-- Begin Records for this task --
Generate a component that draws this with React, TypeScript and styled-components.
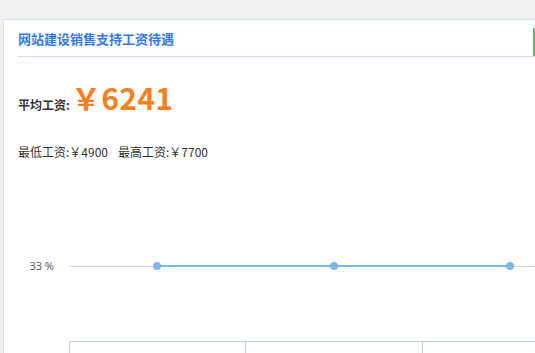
import React from "react";
import styled, { createGlobalStyle } from "styled-components";

const Global = createGlobalStyle`
  html, body { margin: 0; padding: 0; overflow: hidden; }
  body {
    background: #f1f1f1;
    font-family: "Noto Sans CJK SC", "Noto Sans", sans-serif;
    color: #333;
  }
`;

const Page = styled.div`
  padding: 19px 0 0 3px;
  width: 535px;
  height: 353px;
  box-sizing: border-box;
  overflow: hidden;
`;

const Card = styled.div`
  background: #fff;
  border-top: 1px solid #d3e1f5;
  border-left: 1px solid #d3e1f5;
  height: 334px;
  box-sizing: border-box;
  display: flex;
  flex-direction: column;
`;

const Header = styled.div`
  margin-left: 14px;
  height: 36px;
  flex-shrink: 0;
  border-bottom: 1px solid #d3e1f5;
  display: flex;
  align-items: center;
  justify-content: space-between;
`;

const Title = styled.h2`
  margin: 0;
  font-size: 13px;
  font-weight: 700;
  color: #3478ea;
  line-height: 1;
  padding-top: 1px;
`;

const GreenTab = styled.div`
  align-self: flex-end;
  width: 2px;
  height: 28px;
  background: #5cb85c;
`;

const AvgRow = styled.div`
  margin: 25px 0 0 14px;
  display: flex;
  align-items: baseline;
  gap: 1px;
`;

const AvgLabel = styled.span`
  font-size: 12px;
  font-weight: 700;
  color: #333;
`;

const AvgValue = styled.span`
  font-size: 30px;
  font-weight: 700;
  color: #f57f21;
  line-height: 1;
  letter-spacing: 0.3px;
`;

const Range = styled.div`
  margin: 30px 0 0 14px;
  font-size: 12px;
  color: #333;
  display: flex;
  gap: 10px;
`;

const Chart = styled.svg`
  display: block;
  margin-top: auto;
  flex-shrink: 0;
`;

const Y0 = 170;
const W = 531;
const H = 183;
const pts = [157, 334, 510];
const ticks = [69.5, 245.5, 422.5];

export default function App() {
  return (
    <>
      <Global />
      <Page>
        <Card>
          <Header>
            <Title>网站建设销售支持工资待遇</Title>
            <GreenTab />
          </Header>
          <AvgRow>
            <AvgLabel>平均工资:</AvgLabel>
            <AvgValue>￥6241</AvgValue>
          </AvgRow>
          <Range>
            <span>最低工资:￥4900</span>
            <span>最高工资:￥7700</span>
          </Range>
          <Chart width={W} height={H} viewBox={`4 ${Y0} ${W} ${H}`}>
            <line x1={69} y1={266.5} x2={535} y2={266.5} stroke="#d8d8d8" strokeWidth={1} />
            <text
              x={54}
              y={270}
              textAnchor="end"
              fontSize={11}
              fill="#606060"
              fontFamily="'Noto Sans', sans-serif"
            >
              33 %
            </text>
            <polyline
              points={pts.map((x) => `${x},266`).join(" ")}
              fill="none"
              stroke="#7cb5ec"
              strokeWidth={2}
            />
            {pts.map((x) => (
              <circle key={x} cx={x} cy={266} r={4} fill="#7cb5ec" />
            ))}
            <line x1={69} y1={341.5} x2={535} y2={341.5} stroke="#c0d0e0" strokeWidth={1} />
            {ticks.map((x) => (
              <line key={x} x1={x} y1={341} x2={x} y2={353} stroke="#c0d0e0" strokeWidth={1} />
            ))}
          </Chart>
        </Card>
      </Page>
    </>
  );
}
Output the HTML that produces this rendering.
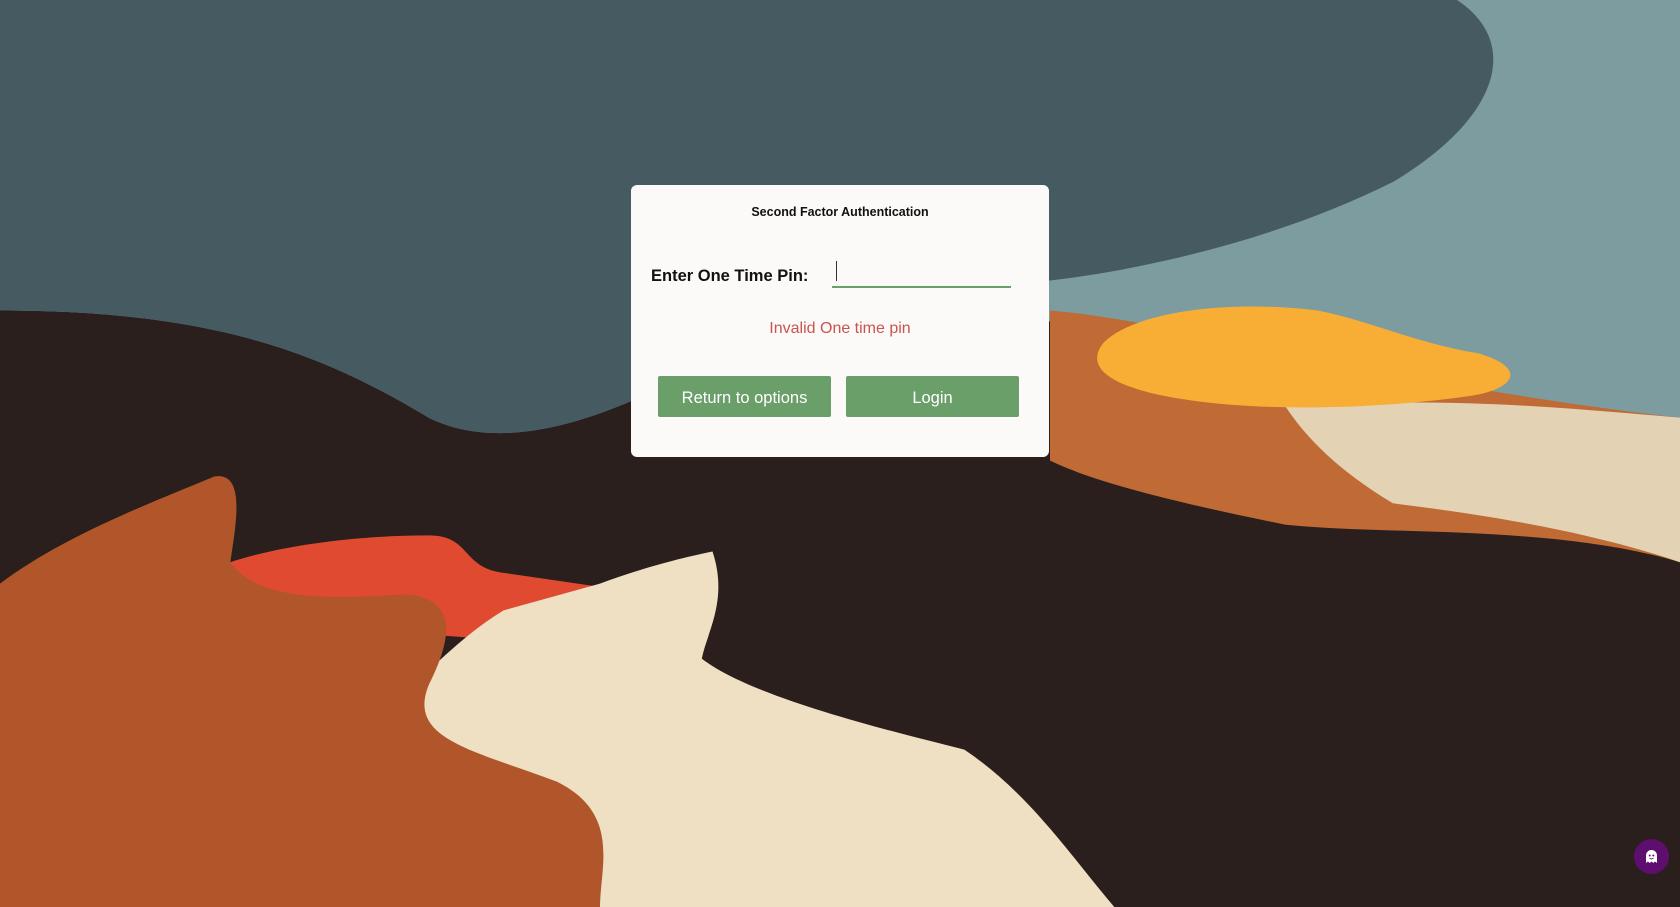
<!DOCTYPE html>
<html><head><style>
html,body{margin:0;padding:0;width:1680px;height:907px;overflow:hidden;background:#2a1f1d;font-family:"Liberation Sans",sans-serif}
svg.bg{position:absolute;left:0;top:0}
.card{position:absolute;left:631px;top:185px;width:418px;height:272px;background:#fbfaf8;border-radius:6px}
.t{position:absolute;left:0;width:100%;top:20px;text-align:center;font-size:12.5px;font-weight:bold;color:#111}
.lbl{position:absolute;left:20px;top:82px;font-size:16.5px;font-weight:bold;color:#111}
.inp{position:absolute;left:201px;top:58px;width:179px;height:43px;border-bottom:2px solid #6a9f6a}
.inp:before{content:"";position:absolute;left:4px;top:18px;width:1px;height:20px;background:#333}
.err{position:absolute;left:0;width:100%;top:135px;text-align:center;font-size:16px;color:#c8554f}
.btn{position:absolute;top:191px;width:173px;height:41px;background:#6a9f6a;color:#fff;font-size:16.5px;line-height:44px;text-align:center;border-radius:2px}
.ghost{position:absolute;left:1634px;top:839px;width:35px;height:35px;border-radius:50%;background:#5e0e6e}
.ghost svg{position:absolute;left:11px;top:10px}
</style></head><body>
<svg class="bg" width="1680" height="907" viewBox="0 0 1568 847" preserveAspectRatio="none">
<rect width="1568" height="847" fill="#2a1f1d"/>
<path d="M0 0H1568V520C1500 490 1300 480 1200 470 1100 460 1030 450 980 430L980 300C800 330 700 320 620 360 540 400 460 420 400 390 300 330 200 290 0 290Z" fill="#7c9ca0"/>
<path d="M0 0H1360C1420 40 1400 110 1300 170 1200 220 1080 250 980 262 800 300 700 320 620 360 540 400 460 420 400 390 300 330 200 290 0 290Z" fill="#465a62"/>
<path d="M980 290C1100 300 1300 360 1568 390V525C1450 490 1300 500 1200 490 1100 470 1020 450 980 430Z" fill="#c06a35"/>
<path d="M1200 380C1350 370 1450 380 1568 390V525C1480 495 1380 480 1300 470 1250 440 1220 410 1200 380Z" fill="#e3d2b4"/>
<path d="M1030 320C1060 290 1150 280 1230 290 1280 300 1320 320 1380 330 1430 345 1410 365 1370 370 1300 380 1200 385 1120 375 1040 365 1010 345 1030 320Z" fill="#f8ad35"/>
<path d="M215 525C260 510 330 500 400 500 440 500 430 530 470 535L560 548 500 600 230 580Z" fill="#e04a30"/>
<path d="M560 545C600 530 640 520 665 515 680 560 660 590 655 615 700 650 820 680 900 700 960 740 1000 800 1040 847H330C310 800 300 740 330 690 380 650 420 600 470 570Z" fill="#efdfc3"/>
<path d="M0 545C60 500 140 470 200 445 230 440 220 490 215 525 240 560 300 560 380 555 430 560 420 600 400 640 380 690 440 700 520 730 580 760 560 810 560 847H0Z" fill="#b0562a"/>
</svg>
<div class="card">
<div class="t">Second Factor Authentication</div>
<div class="lbl">Enter One Time Pin:</div>
<div class="inp"></div>
<div class="err">Invalid One time pin</div>
<div class="btn" style="left:27px">Return to options</div>
<div class="btn" style="left:215px">Login</div>
</div>
<div class="ghost"><svg width="13" height="15" viewBox="0 0 13 15"><path d="M1 14V6.5A5.5 5.5 0 0 1 12 6.5V14L10 12.5 8.3 14 6.5 12.5 4.7 14 3 12.5Z" fill="#fff"/><circle cx="4.7" cy="6.5" r="1" fill="#5e0e6e"/><circle cx="8.3" cy="6.5" r="1" fill="#5e0e6e"/><path d="M4.5 9.2Q6.5 10.8 8.5 9.2" stroke="#5e0e6e" stroke-width="0.9" fill="none"/></svg></div>
</body></html>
-- End Records for this task --
(Work to be completed)
Return the material exactly as given, apart from the pictures.

(Response to the exercise)
Generate a component that draws this with React, TypeScript and styled-components.
import React from "react";
import styled, { createGlobalStyle } from "styled-components";

const Global = createGlobalStyle`
  html, body { margin: 0; padding: 0; overflow: hidden; }
  body {
    background: #f1f1f1;
    font-family: "Noto Sans CJK SC", "Noto Sans", sans-serif;
    color: #333;
  }
`;

const Page = styled.div`
  padding: 19px 0 0 3px;
  width: 535px;
  height: 353px;
  box-sizing: border-box;
  overflow: hidden;
`;

const Card = styled.div`
  background: #fff;
  border-top: 1px solid #d3e1f5;
  border-left: 1px solid #d3e1f5;
  height: 334px;
  box-sizing: border-box;
  display: flex;
  flex-direction: column;
`;

const Header = styled.div`
  margin-left: 14px;
  height: 36px;
  flex-shrink: 0;
  border-bottom: 1px solid #d3e1f5;
  display: flex;
  align-items: center;
  justify-content: space-between;
`;

const Title = styled.h2`
  margin: 0;
  font-size: 13px;
  font-weight: 700;
  color: #3478ea;
  line-height: 1;
  padding-top: 1px;
`;

const GreenTab = styled.div`
  align-self: flex-end;
  width: 2px;
  height: 28px;
  background: #5cb85c;
`;

const AvgRow = styled.div`
  margin: 25px 0 0 14px;
  display: flex;
  align-items: baseline;
  gap: 1px;
`;

const AvgLabel = styled.span`
  font-size: 12px;
  font-weight: 700;
  color: #333;
`;

const AvgValue = styled.span`
  font-size: 30px;
  font-weight: 700;
  color: #f57f21;
  line-height: 1;
  letter-spacing: 0.3px;
`;

const Range = styled.div`
  margin: 30px 0 0 14px;
  font-size: 12px;
  color: #333;
  display: flex;
  gap: 10px;
`;

const Chart = styled.svg`
  display: block;
  margin-top: auto;
  flex-shrink: 0;
`;

const Y0 = 170;
const W = 531;
const H = 183;
const pts = [157, 334, 510];
const ticks = [69.5, 245.5, 422.5];

export default function App() {
  return (
    <>
      <Global />
      <Page>
        <Card>
          <Header>
            <Title>网站建设销售支持工资待遇</Title>
            <GreenTab />
          </Header>
          <AvgRow>
            <AvgLabel>平均工资:</AvgLabel>
            <AvgValue>￥6241</AvgValue>
          </AvgRow>
          <Range>
            <span>最低工资:￥4900</span>
            <span>最高工资:￥7700</span>
          </Range>
          <Chart width={W} height={H} viewBox={`4 ${Y0} ${W} ${H}`}>
            <line x1={69} y1={266.5} x2={535} y2={266.5} stroke="#d8d8d8" strokeWidth={1} />
            <text
              x={54}
              y={270}
              textAnchor="end"
              fontSize={11}
              fill="#606060"
              fontFamily="'Noto Sans', sans-serif"
            >
              33 %
            </text>
            <polyline
              points={pts.map((x) => `${x},266`).join(" ")}
              fill="none"
              stroke="#7cb5ec"
              strokeWidth={2}
            />
            {pts.map((x) => (
              <circle key={x} cx={x} cy={266} r={4} fill="#7cb5ec" />
            ))}
            <line x1={69} y1={341.5} x2={535} y2={341.5} stroke="#c0d0e0" strokeWidth={1} />
            {ticks.map((x) => (
              <line key={x} x1={x} y1={341} x2={x} y2={353} stroke="#c0d0e0" strokeWidth={1} />
            ))}
          </Chart>
        </Card>
      </Page>
    </>
  );
}
Output the HTML that produces this rendering.
<!DOCTYPE html>
<html><head><style>
html,body{margin:0;padding:0;width:1680px;height:907px;overflow:hidden;background:#2a1f1d;font-family:"Liberation Sans",sans-serif}
svg.bg{position:absolute;left:0;top:0}
.card{position:absolute;left:631px;top:185px;width:418px;height:272px;background:#fbfaf8;border-radius:6px}
.t{position:absolute;left:0;width:100%;top:20px;text-align:center;font-size:12.5px;font-weight:bold;color:#111}
.lbl{position:absolute;left:20px;top:82px;font-size:16.5px;font-weight:bold;color:#111}
.inp{position:absolute;left:201px;top:58px;width:179px;height:43px;border-bottom:2px solid #6a9f6a}
.inp:before{content:"";position:absolute;left:4px;top:18px;width:1px;height:20px;background:#333}
.err{position:absolute;left:0;width:100%;top:135px;text-align:center;font-size:16px;color:#c8554f}
.btn{position:absolute;top:191px;width:173px;height:41px;background:#6a9f6a;color:#fff;font-size:16.5px;line-height:44px;text-align:center;border-radius:2px}
.ghost{position:absolute;left:1634px;top:839px;width:35px;height:35px;border-radius:50%;background:#5e0e6e}
.ghost svg{position:absolute;left:11px;top:10px}
</style></head><body>
<svg class="bg" width="1680" height="907" viewBox="0 0 1568 847" preserveAspectRatio="none">
<rect width="1568" height="847" fill="#2a1f1d"/>
<path d="M0 0H1568V520C1500 490 1300 480 1200 470 1100 460 1030 450 980 430L980 300C800 330 700 320 620 360 540 400 460 420 400 390 300 330 200 290 0 290Z" fill="#7c9ca0"/>
<path d="M0 0H1360C1420 40 1400 110 1300 170 1200 220 1080 250 980 262 800 300 700 320 620 360 540 400 460 420 400 390 300 330 200 290 0 290Z" fill="#465a62"/>
<path d="M980 290C1100 300 1300 360 1568 390V525C1450 490 1300 500 1200 490 1100 470 1020 450 980 430Z" fill="#c06a35"/>
<path d="M1200 380C1350 370 1450 380 1568 390V525C1480 495 1380 480 1300 470 1250 440 1220 410 1200 380Z" fill="#e3d2b4"/>
<path d="M1030 320C1060 290 1150 280 1230 290 1280 300 1320 320 1380 330 1430 345 1410 365 1370 370 1300 380 1200 385 1120 375 1040 365 1010 345 1030 320Z" fill="#f8ad35"/>
<path d="M215 525C260 510 330 500 400 500 440 500 430 530 470 535L560 548 500 600 230 580Z" fill="#e04a30"/>
<path d="M560 545C600 530 640 520 665 515 680 560 660 590 655 615 700 650 820 680 900 700 960 740 1000 800 1040 847H330C310 800 300 740 330 690 380 650 420 600 470 570Z" fill="#efdfc3"/>
<path d="M0 545C60 500 140 470 200 445 230 440 220 490 215 525 240 560 300 560 380 555 430 560 420 600 400 640 380 690 440 700 520 730 580 760 560 810 560 847H0Z" fill="#b0562a"/>
</svg>
<div class="card">
<div class="t">Second Factor Authentication</div>
<div class="lbl">Enter One Time Pin:</div>
<div class="inp"></div>
<div class="err">Invalid One time pin</div>
<div class="btn" style="left:27px">Return to options</div>
<div class="btn" style="left:215px">Login</div>
</div>
<div class="ghost"><svg width="13" height="15" viewBox="0 0 13 15"><path d="M1 14V6.5A5.5 5.5 0 0 1 12 6.5V14L10 12.5 8.3 14 6.5 12.5 4.7 14 3 12.5Z" fill="#fff"/><circle cx="4.7" cy="6.5" r="1" fill="#5e0e6e"/><circle cx="8.3" cy="6.5" r="1" fill="#5e0e6e"/><path d="M4.5 9.2Q6.5 10.8 8.5 9.2" stroke="#5e0e6e" stroke-width="0.9" fill="none"/></svg></div>
</body></html>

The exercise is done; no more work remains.